The Harvard Political Review, a journal supported by the Institute of Politics, published its “Annual Report of the United States of America” for the 2013 fiscal year on Thursday, offering a detailed review and analysis of U.S. fiscal policy and its predicted impact on the nation.

The report, subtitled “What Every Citizen Should Know About the REAL State of the Nation,” was produced by 10 students and published in partnership with the non-profit American Education Foundation.

It features an overview of the country’s current fiscal position, as well as a detailed review of federal spending in areas such as social insurance, defense, education, and agriculture.

According to the 86-page report, without reform, Social Security beneficiaries will face a 23 percent benefit cut in 2033. The report also found that the growth of the cost for Medicare has been slowing and that many tax expenditures disproportionately benefit high-income taxpayers.

“A real challenge remains overcoming today's bitter partisanship and governmental gridlock to not only ensure progress, but also show millennials and all our citizens that Washington, D.C.—and our democratic process—can still work and make a difference,” C. M. Trey Grayson ’94, director of the IOP, wrote in an email.

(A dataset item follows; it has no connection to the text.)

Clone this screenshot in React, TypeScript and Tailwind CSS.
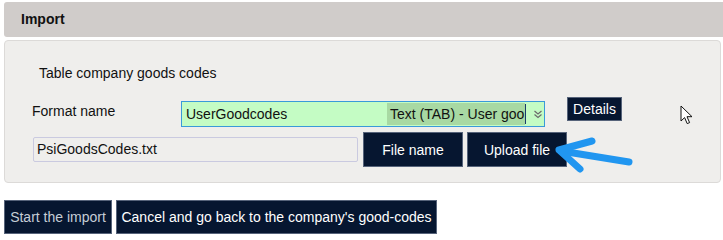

The report was founded in 1995 by AEF’s Executive Director Meredith E. Bagby ’95 when she was an undergraduate at the College working for the IOP.

“Back in those days, producing the report was difficult because there was no internet and we couldn’t look up the numbers,” Bagby said. “But even when information is readily available today, it’s still produced in a way that is not very digestible for a regular citizen."

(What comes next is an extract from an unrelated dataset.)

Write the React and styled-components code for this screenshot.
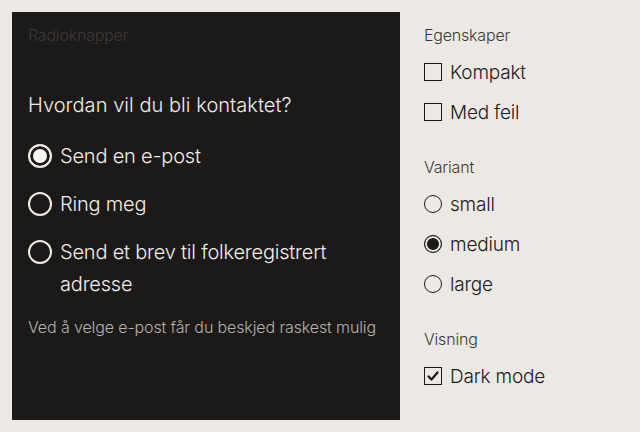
import React, { useState } from "react";
import styled, { createGlobalStyle } from "styled-components";

const GlobalStyle = createGlobalStyle`
  html, body {
    margin: 0;
    padding: 0;
    background: #ece9e4;
    font-family: Inter, "Liberation Sans", sans-serif;
    font-weight: 300;
    letter-spacing: -0.2px;
  }
`;

const Page = styled.div`
  display: flex;
  gap: 24px;
  padding: 12px;
  align-items: flex-start;
`;

const Panel = styled.section`
  width: 388px;
  height: 408px;
  box-sizing: border-box;
  padding: 11px 16px;
  background: #1c1a19;
  color: #f0ede8;
`;

const PanelTitle = styled.div`
  font-size: 16px;
  line-height: 24px;
  color: #3b3937;
`;

const Fieldset = styled.fieldset`
  border: 0;
  margin: 42px 0 0;
  padding: 0;
  min-width: 0;
`;

const Legend = styled.legend`
  padding: 0;
  font-size: 20px;
  line-height: 32px;
  letter-spacing: 0.05px;
  margin-bottom: 11px;
`;

const Option = styled.label`
  display: flex;
  align-items: flex-start;
  gap: 8px;
  padding: 8px 0;
  font-size: 20px;
  line-height: 32px;
  cursor: pointer;
`;

const RadioDot = styled.span`
  flex: none;
  width: 24px;
  height: 24px;
  margin-top: 4px;
  box-sizing: border-box;
  border-radius: 50%;
  border: 2px solid #f0ede8;
  background: ${(p) => (p.$checked ? "#f6f4f0" : "transparent")};
  box-shadow: ${(p) => (p.$checked ? "inset 0 0 0 3px #1c1a19" : "none")};
`;

const Helper = styled.p`
  margin: 7px 0 0;
  font-size: 16px;
  line-height: 24px;
  letter-spacing: -0.12px;
  white-space: nowrap;
  color: #b5b1ac;
`;

const Side = styled.aside`
  display: flex;
  flex-direction: column;
  gap: 23px;
  padding-top: 11px;
  color: #1c1a19;
`;

const Group = styled.div`
  display: flex;
  flex-direction: column;
`;

const GroupTitle = styled.div`
  font-size: 16px;
  line-height: 24px;
  color: #3b3937;
  margin-bottom: 5px;
`;

const Row = styled.label`
  display: flex;
  align-items: center;
  gap: 8px;
  height: 40px;
  font-size: 19px;
  cursor: pointer;
`;

const Box = styled.span`
  flex: none;
  width: 18px;
  height: 18px;
  box-sizing: border-box;
  border: 1.5px solid #1c1a19;
  display: flex;
  align-items: center;
  justify-content: center;
`;

const SmallRadio = styled.span`
  flex: none;
  width: 18px;
  height: 18px;
  box-sizing: border-box;
  border-radius: 50%;
  border: 1.5px solid #1c1a19;
  background: ${(p) => (p.$checked ? "#1c1a19" : "transparent")};
  box-shadow: ${(p) => (p.$checked ? "inset 0 0 0 2px #ece9e4" : "none")};
`;

const Check = () => (
  <svg width="14" height="14" viewBox="0 0 14 14" fill="none">
    <path d="M2.5 7.5 L5.5 10.5 L11.5 3.5" stroke="#1c1a19" strokeWidth="2.2" strokeLinecap="round" strokeLinejoin="round" />
  </svg>
);

const contactOptions = [
  "Send en e-post",
  "Ring meg",
  "Send et brev til folkeregistrert adresse",
];

export default function App() {
  const [contact, setContact] = useState(0);
  const [variant, setVariant] = useState("medium");
  const [flags, setFlags] = useState({ kompakt: false, feil: false, dark: true });
  const toggle = (k) => setFlags((f) => ({ ...f, [k]: !f[k] }));

  return (
    <>
      <GlobalStyle />
      <Page>
        <Panel>
          <PanelTitle>Radioknapper</PanelTitle>
          <Fieldset>
            <Legend>Hvordan vil du bli kontaktet?</Legend>
            {contactOptions.map((o, i) => (
              <Option key={o} onClick={() => setContact(i)}>
                <RadioDot $checked={contact === i} />
                <span>{o}</span>
              </Option>
            ))}
          </Fieldset>
          <Helper>Ved å velge e-post får du beskjed raskest mulig</Helper>
        </Panel>
        <Side>
          <Group>
            <GroupTitle>Egenskaper</GroupTitle>
            <Row onClick={() => toggle("kompakt")}>
              <Box>{flags.kompakt && <Check />}</Box>Kompakt
            </Row>
            <Row onClick={() => toggle("feil")}>
              <Box>{flags.feil && <Check />}</Box>Med feil
            </Row>
          </Group>
          <Group>
            <GroupTitle>Variant</GroupTitle>
            {["small", "medium", "large"].map((v) => (
              <Row key={v} onClick={() => setVariant(v)}>
                <SmallRadio $checked={variant === v} />
                {v}
              </Row>
            ))}
          </Group>
          <Group>
            <GroupTitle>Visning</GroupTitle>
            <Row onClick={() => toggle("dark")}>
              <Box>{flags.dark && <Check />}</Box>Dark mode
            </Row>
          </Group>
        </Side>
      </Page>
    </>
  );
}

According to Daniel E. Backman ’15, the report’s student executive editor and president of the Harvard Political Review, the report seeks to make information on the federal budget—often complex and scattered—accessible to the average citizen.

“The major theme of the report is that our government is fairly dysfunctional in terms of budget policy,” Backman said. “There is a huge disconnect between what’s useful and what’s getting done, and people not aware of what’s going on.”

Bagby, who witnessed the growth of the report since 1995, echoes this sentiment.

“Even though it’s been 20 years [since the first report], the fundamental ways in which we spend money in this country [have] not changed,” Bagby said. “The most troubling trend is that there’s no trend.”

In a call for action, Backman wrote in the report’s introduction, “Ask yourself, after reading this report, whether that budget truly represents your values. If not, do something about it.”